Sophie Bessis (1947), La civilisation judéo-chrétienne : anatomie d'une imposture, éditions Les liens qui libèrent, 2025, 90p., isbn979-10-209-2290-8
Cela fait longtemps que je sais ne pas appartenir à cette civilisation-là, la judéo-chrétienne. Je n'étais pourtant pas "équipé" pour contredire de façon convaincante ce savoir intuitif. Je me contentais d'évoquer la laïcité. Je suis heureux d'avoir lu une annonce de parution sur ce livre écrit par une historienne dont je n'avais jusqu'à présent jamais croisé le parcours. En parcourant du regard les tables philosophiques d'une librairie fréquentée pour une autre raison (écouter une astronome enthousiaste nous entretenir de ses recherches sur des voyages d'astronomes), j'ai aperçu la couverture; cela a suffi.
Table
Introduction 7
Un grand remplacement 13
La fabrique de l'oubli 23
Une machine à expulser 33
Un mensonge commode 57
L'Occident au coeur de l'Orient 68
Un retour aux racines ? 79
Sur le site de l'éditeur :
« Depuis quarante ans, en Europe comme en Amérique du Nord, la notion de « civilisation judéo-chrétienne » a envahi l'espace public. Ce livre propose une analyse rigoureuse et fondamentale qui dévoile les mécanismes de cette invention.
Depuis quarante ans, le concept de « civilisation judéo-chrétienne » domine les discours politiques et médiatiques en Occident, présenté comme le socle culturel de l’Europe et de l’Amérique du Nord.
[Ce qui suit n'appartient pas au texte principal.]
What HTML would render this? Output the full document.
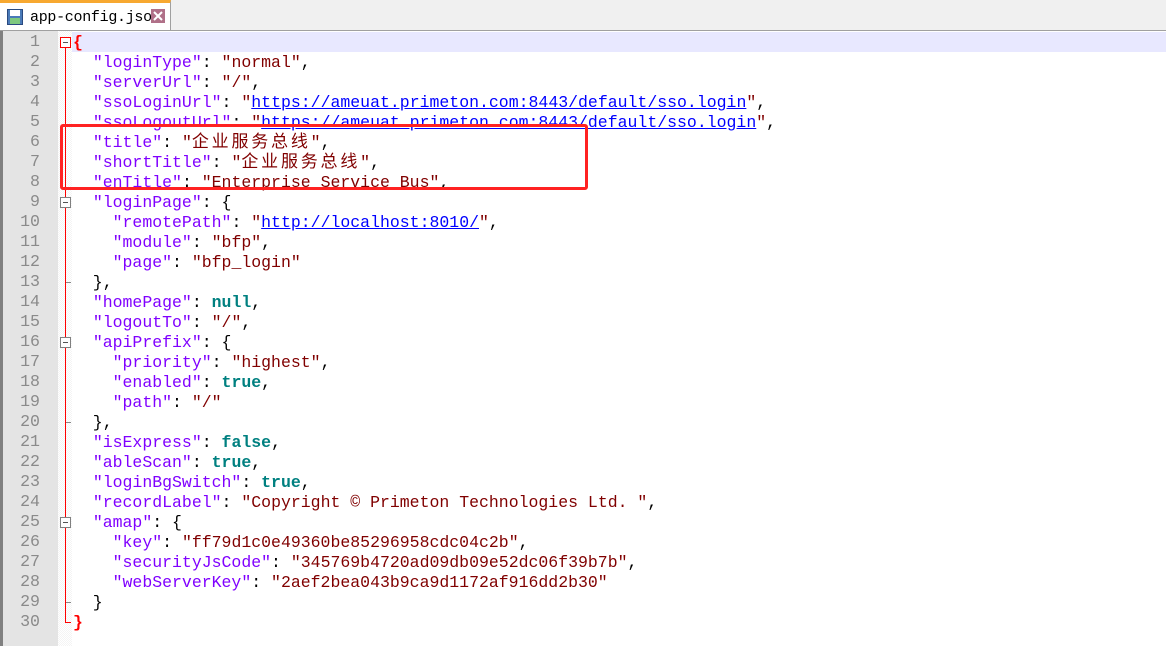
<!DOCTYPE html>
<html><head><meta charset="utf-8"><style>
body{margin:0;width:1166px;height:646px;overflow:hidden;background:#fff;position:relative;font-family:"Liberation Mono","Noto Sans CJK SC",monospace}
.tabbar{position:absolute;left:0;top:0;width:1166px;height:30px;background:#f0f0f0;border-bottom:1px solid #a0a0a0}
.tab{position:absolute;left:0;top:0;width:171px;height:30px;background:#fff;border-right:1px solid #a0a0a0;border-top:3px solid #f7a830;box-sizing:border-box}
.tab span{position:absolute;left:30px;top:6px;font-size:15px;color:#000;font-family:"Liberation Mono",monospace;letter-spacing:-0.3px}
.gut{position:absolute;left:0;top:31px;width:58px;height:615px;background:#e4e4e4;border-left:3px solid #808080;box-sizing:border-box}
.fold{position:absolute;left:58px;top:31px;width:14px;height:615px;background:repeating-conic-gradient(#f4f4f4 0 25%,#fff 0 50%) 0 0/2px 2px}
.hl{position:absolute;left:72px;top:32px;width:1094px;height:20px;background:#e8e8ff}
.ln{position:absolute;left:0;width:40px;text-align:right;font-size:16.6px;color:#8a8a8a;line-height:20px}
.code{position:absolute;left:73px;top:33px;font-size:16.5px;line-height:20px;white-space:pre;color:#000}
.code div{height:20px}
.k{color:#8000ff}.s{color:#800000}.u{color:#0000ff;text-decoration:underline}.b{color:#008080;font-weight:bold}.r{color:#f00;font-weight:bold}
.c{font-size:17px;letter-spacing:2.8px;line-height:0}
.box{position:absolute;width:9px;height:9px;border:1px solid #808080;background:#fff}
.box:after{content:"";position:absolute;left:2px;top:4px;width:5px;height:1px;background:#555}
.vl{position:absolute;width:1px;background:#f00}
.red{position:absolute;left:60px;top:124px;width:528px;height:66px;border:3px solid #f22;border-radius:3px;box-sizing:border-box}
</style></head><body>
<div class="tabbar"><div class="tab">
<svg style="position:absolute;left:7px;top:6px" width="16" height="16" viewBox="0 0 16 16"><rect x="0.5" y="0.5" width="15" height="15" fill="#4a7ab8" stroke="#2a4a80"/><rect x="3" y="1" width="10" height="6" fill="#fff"/><rect x="3" y="9" width="10" height="6" fill="#7fc97f"/></svg>
<span>app-config.json</span>
<svg style="position:absolute;left:151px;top:6px" width="14" height="14"><rect width="14" height="14" fill="#b07088"/><path d="M3 3L11 11M11 3L3 11" stroke="#fff" stroke-width="2"/></svg>
</div></div>
<div class="gut"></div><div class="fold"></div><div class="hl"></div>
<div class="vl" style="left:65px;top:47px;height:576px"></div>
<div style="position:absolute;left:65px;top:622px;width:6px;height:1px;background:#f00"></div>
<div style="position:absolute;left:66px;top:282px;width:5px;height:1px;background:#888"></div>
<div style="position:absolute;left:66px;top:422px;width:5px;height:1px;background:#888"></div>
<div style="position:absolute;left:66px;top:602px;width:5px;height:1px;background:#888"></div>
<div class="box" style="left:60px;top:37px;border-color:#f00"></div>
<div class="box" style="left:60px;top:197px"></div>
<div class="box" style="left:60px;top:337px"></div>
<div class="box" style="left:60px;top:517px"></div>
<div class="code"><div><span class="r">{</span></div><div>  <span class="k">"loginType"</span>: <span class="s">"normal"</span>,</div><div>  <span class="k">"serverUrl"</span>: <span class="s">"/"</span>,</div><div>  <span class="k">"ssoLoginUrl"</span>: <span class="s">"</span><span class="u">https://ameuat.primeton.com:8443/default/sso.login</span><span class="s">"</span>,</div><div>  <span class="k">"ssoLogoutUrl"</span>: <span class="s">"</span><span class="u">https://ameuat.primeton.com:8443/default/sso.login</span><span class="s">"</span>,</div><div>  <span class="k">"title"</span>: <span class="s">"<span class="c">企业服务总线</span>"</span>,</div><div>  <span class="k">"shortTitle"</span>: <span class="s">"<span class="c">企业服务总线</span>"</span>,</div><div>  <span class="k">"enTitle"</span>: <span class="s">"Enterprise Service Bus"</span>,</div><div>  <span class="k">"loginPage"</span>: {</div><div>    <span class="k">"remotePath"</span>: <span class="s">"</span><span class="u">http://localhost:8010/</span><span class="s">"</span>,</div><div>    <span class="k">"module"</span>: <span class="s">"bfp"</span>,</div><div>    <span class="k">"page"</span>: <span class="s">"bfp_login"</span></div><div>  },</div><div>  <span class="k">"homePage"</span>: <span class="b">null</span>,</div><div>  <span class="k">"logoutTo"</span>: <span class="s">"/"</span>,</div><div>  <span class="k">"apiPrefix"</span>: {</div><div>    <span class="k">"priority"</span>: <span class="s">"highest"</span>,</div><div>    <span class="k">"enabled"</span>: <span class="b">true</span>,</div><div>    <span class="k">"path"</span>: <span class="s">"/"</span></div><div>  },</div><div>  <span class="k">"isExpress"</span>: <span class="b">false</span>,</div><div>  <span class="k">"ableScan"</span>: <span class="b">true</span>,</div><div>  <span class="k">"loginBgSwitch"</span>: <span class="b">true</span>,</div><div>  <span class="k">"recordLabel"</span>: <span class="s">"Copyright © Primeton Technologies Ltd. "</span>,</div><div>  <span class="k">"amap"</span>: {</div><div>    <span class="k">"key"</span>: <span class="s">"ff79d1c0e49360be85296958cdc04c2b"</span>,</div><div>    <span class="k">"securityJsCode"</span>: <span class="s">"345769b4720ad09db09e52dc06f39b7b"</span>,</div><div>    <span class="k">"webServerKey"</span>: <span class="s">"2aef2bea043b9ca9d1172af916dd2b30"</span></div><div>  }</div><div><span class="r">}</span></div></div>
<div class="red"></div>
<div style="position:absolute;left:0;top:32px">
<div class="ln" style="position:static">1<br>2<br>3<br>4<br>5<br>6<br>7<br>8<br>9<br>10<br>11<br>12<br>13<br>14<br>15<br>16<br>17<br>18<br>19<br>20<br>21<br>22<br>23<br>24<br>25<br>26<br>27<br>28<br>29<br>30</div>
</div>
</body></html>
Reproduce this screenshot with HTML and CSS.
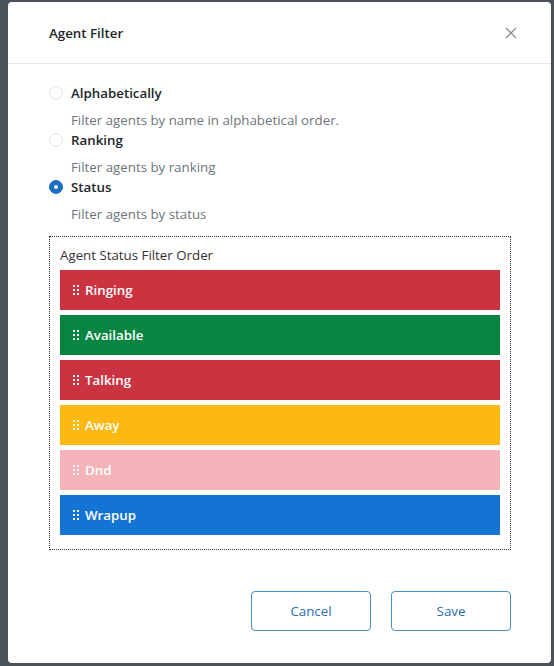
FILE: index.html
```html
<!DOCTYPE html>
<html>
<head>
<meta charset="utf-8">
<link rel="stylesheet" href="styles.css">
</head>
<body>
<div class="modal">
  <div class="modal-header">
    <div class="modal-title">Agent Filter</div>
    <svg class="close" width="12" height="12" viewBox="0 0 12 12"><path d="M1 1L11 11M11 1L1 11" stroke="#8b9098" stroke-width="1.3" fill="none"/></svg>
  </div>
  <div class="modal-body">
    <div class="option">
      <div class="option-row"><span class="radio"></span><span class="option-label">Alphabetically</span></div>
      <div class="option-desc">Filter agents by name in alphabetical order.</div>
    </div>
    <div class="option">
      <div class="option-row"><span class="radio"></span><span class="option-label">Ranking</span></div>
      <div class="option-desc">Filter agents by ranking</div>
    </div>
    <div class="option">
      <div class="option-row"><span class="radio checked"></span><span class="option-label">Status</span></div>
      <div class="option-desc">Filter agents by status</div>
    </div>
    <div class="order-box">
      <div class="order-title">Agent Status Filter Order</div>
      <div class="order-list">
        <div class="status-bar ringing"><svg class="handle" width="6" height="12" viewBox="0 0 6 12"><rect x="0" y="1" width="2" height="2"/><rect x="4" y="1" width="2" height="2"/><rect x="0" y="5" width="2" height="2"/><rect x="4" y="5" width="2" height="2"/><rect x="0" y="9" width="2" height="2"/><rect x="4" y="9" width="2" height="2"/></svg><span>Ringing</span></div>
        <div class="status-bar available"><svg class="handle" width="6" height="12" viewBox="0 0 6 12"><rect x="0" y="1" width="2" height="2"/><rect x="4" y="1" width="2" height="2"/><rect x="0" y="5" width="2" height="2"/><rect x="4" y="5" width="2" height="2"/><rect x="0" y="9" width="2" height="2"/><rect x="4" y="9" width="2" height="2"/></svg><span>Available</span></div>
        <div class="status-bar talking"><svg class="handle" width="6" height="12" viewBox="0 0 6 12"><rect x="0" y="1" width="2" height="2"/><rect x="4" y="1" width="2" height="2"/><rect x="0" y="5" width="2" height="2"/><rect x="4" y="5" width="2" height="2"/><rect x="0" y="9" width="2" height="2"/><rect x="4" y="9" width="2" height="2"/></svg><span>Talking</span></div>
        <div class="status-bar away"><svg class="handle" width="6" height="12" viewBox="0 0 6 12"><rect x="0" y="1" width="2" height="2"/><rect x="4" y="1" width="2" height="2"/><rect x="0" y="5" width="2" height="2"/><rect x="4" y="5" width="2" height="2"/><rect x="0" y="9" width="2" height="2"/><rect x="4" y="9" width="2" height="2"/></svg><span>Away</span></div>
        <div class="status-bar dnd"><svg class="handle" width="6" height="12" viewBox="0 0 6 12"><rect x="0" y="1" width="2" height="2"/><rect x="4" y="1" width="2" height="2"/><rect x="0" y="5" width="2" height="2"/><rect x="4" y="5" width="2" height="2"/><rect x="0" y="9" width="2" height="2"/><rect x="4" y="9" width="2" height="2"/></svg><span>Dnd</span></div>
        <div class="status-bar wrapup"><svg class="handle" width="6" height="12" viewBox="0 0 6 12"><rect x="0" y="1" width="2" height="2"/><rect x="4" y="1" width="2" height="2"/><rect x="0" y="5" width="2" height="2"/><rect x="4" y="5" width="2" height="2"/><rect x="0" y="9" width="2" height="2"/><rect x="4" y="9" width="2" height="2"/></svg><span>Wrapup</span></div>
      </div>
    </div>
  </div>
  <div class="modal-footer">
    <button class="btn">Cancel</button>
    <button class="btn">Save</button>
  </div>
</div>
</body>
</html>
```
FILE: styles.css
```css
html, body {
  margin: 0;
  padding: 0;
}
body {
  background: #4a5158;
  width: 554px;
  height: 666px;
  overflow: hidden;
  font-family: "Open Sans", "Noto Sans", sans-serif;
  font-size: 13.3px;
  color: #212529;
}
.modal {
  margin: 2px 0 0 8px;
  width: 543px;
  height: 661px;
  background: #fff;
  border-radius: 4px;
  display: flex;
  flex-direction: column;
}
.modal-header {
  height: 61px;
  border-bottom: 1px solid #e6e8eb;
  display: flex;
  align-items: center;
  justify-content: space-between;
  padding: 0 34px 0 41px;
}
.modal-title {
  font-weight: 600;
  font-size: 13.3px;
  color: #212529;
}
.close {
  display: block;
}
.modal-body {
  padding: 19px 40px 0 41px;
}
.option-row {
  display: flex;
  align-items: center;
  height: 20px;
}
.radio {
  width: 14px;
  height: 14px;
  box-sizing: border-box;
  border: 1px solid #dfe2e6;
  border-radius: 50%;
  margin-right: 8px;
  background: #fff;
}
.radio.checked {
  background: #1a6fc4;
  border-color: #1a6fc4;
  display: flex;
  align-items: center;
  justify-content: center;
}
.radio.checked::after {
  content: "";
  width: 4px;
  height: 4px;
  border-radius: 50%;
  background: #fff;
}
.option-label {
  font-weight: 600;
  line-height: 20px;
}
.option-desc {
  margin: 7px 0 0 22px;
  line-height: 20px;
  color: #6c757d;
}
.order-box {
  margin-top: 12px;
  border: 1px dotted #333;
  padding: 8px 10px 14px 10px;
}
.order-title {
  line-height: 20px;
  color: #333;
}
.order-list {
  margin-top: 5px;
  display: flex;
  flex-direction: column;
  gap: 5px;
}
.status-bar {
  height: 40px;
  display: flex;
  align-items: center;
  padding-left: 13px;
  color: #fff;
  font-weight: 600;
}
.handle {
  fill: #fff;
  margin-right: 6px;
}
.ringing, .talking { background: #cc3340; }
.available { background: #078541; }
.away { background: #fdb913; }
.dnd { background: #f5b4ba; }
.wrapup { background: #1474d4; }
.modal-footer {
  margin-top: 41px;
  display: flex;
  justify-content: flex-end;
  gap: 20px;
  padding-right: 40px;
}
.btn {
  width: 120px;
  height: 40px;
  background: #fff;
  border: 1px solid #4b8ec8;
  border-radius: 4px;
  color: #2a6db0;
  font-family: "Open Sans", "Noto Sans", sans-serif;
  font-size: 13.3px;
}
```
Mais que cache cette expression devenue une référence hégémonique ?
Récupéré par des acteurs variés – États, mouvements politiques ou nationalismes – ce concept est utilisé de toutes parts pour réécrire l’histoire, servant en Europe à occulter deux millénaires de persécutions antisémites, à nier l’apport de l’Orient dans son passé et à exclure l’islam de ses références culturelles. Le sionisme puis l’État d’Israël à partir de sa création ont eu besoin d’affirmer leur ancrage exclusif à l’Occident, se proclamant aujourd’hui comme le « bastion avancé de la civilisation judéo-chrétienne » face à « l’ennemi arabo-musulman », tandis que les nationalismes arabes ont vu dans cette expression un instrument commode pour nier la dimension juive de l’histoire de leurs propres pays.
Sophie Bessis dévoile comment ce binôme, loin d’être neutre, est utilisé partout pour rendre impossibles des convergences culturelles et politiques qui pourraient être autant de chemins vers la paix. »
Une lecture agrippée
Un démontage rigoureux de cette expression ouvre à une lecture renouvelée des tenants et aboutissants dans le religieux qui imprègne tant et plus nos imaginaires, sans que nous soyons conscient·e·s de leurs excroissances d'exclusions stigmatisantes. Ceci est un essai dont la fonction est de déconstruire une expression de façon radicale? « [Il] a ... pour objectif de retisser les liens rompus de toutes parts et de rebâtir du vivant et du réel à la place des exclusions mortifères que proposent à leurs peuples tous les entrepreneurs identitaires du Nord et du Sud réunis dans leur refus de l'autre. » (dernière phrase de l'ouvrage).
« La littérature actuelle ne repère nulle trace de « judéo-christianisme » hors des frontières que l'Occident s'est donné. Dans des régions du monde comme l'Amérique du Centre et du Sud où le christianisme dans ses différentes obédiences est la religion dominante, une telle référence est sinon inexistante, du moins fort discrète. » 10-11
C'est une vérité alternative (11) qu'il s'agit de « déconstruire, en un temps où elle est devenue une arme redoutable aux mains d'extrêmes droites cherchant à devenir hégémoniques » 12
La façon dont cette historienne aguerrie (voir sa fiche sur le Parlement des femmes francophones) conduit son essai le rend précieux à qui veut se prémunir contre les glissements sémantiques destructeurs du vivre ensemble.
L'ouvrage est pourvu de 46 notes de bas de page. Elles révèlent une attention aiguisée de l'autrice qui est portée à s'équiper de références nombreuses et adéquates. Ces notes constituent une bibliographie d'ouvrages dont certains semblent pouvoir prolonger la lecture de ce bref et stimulant essai pour en étoffer encore la pertinence.
L'ouvrage est synthétique et extrêmement roboratif.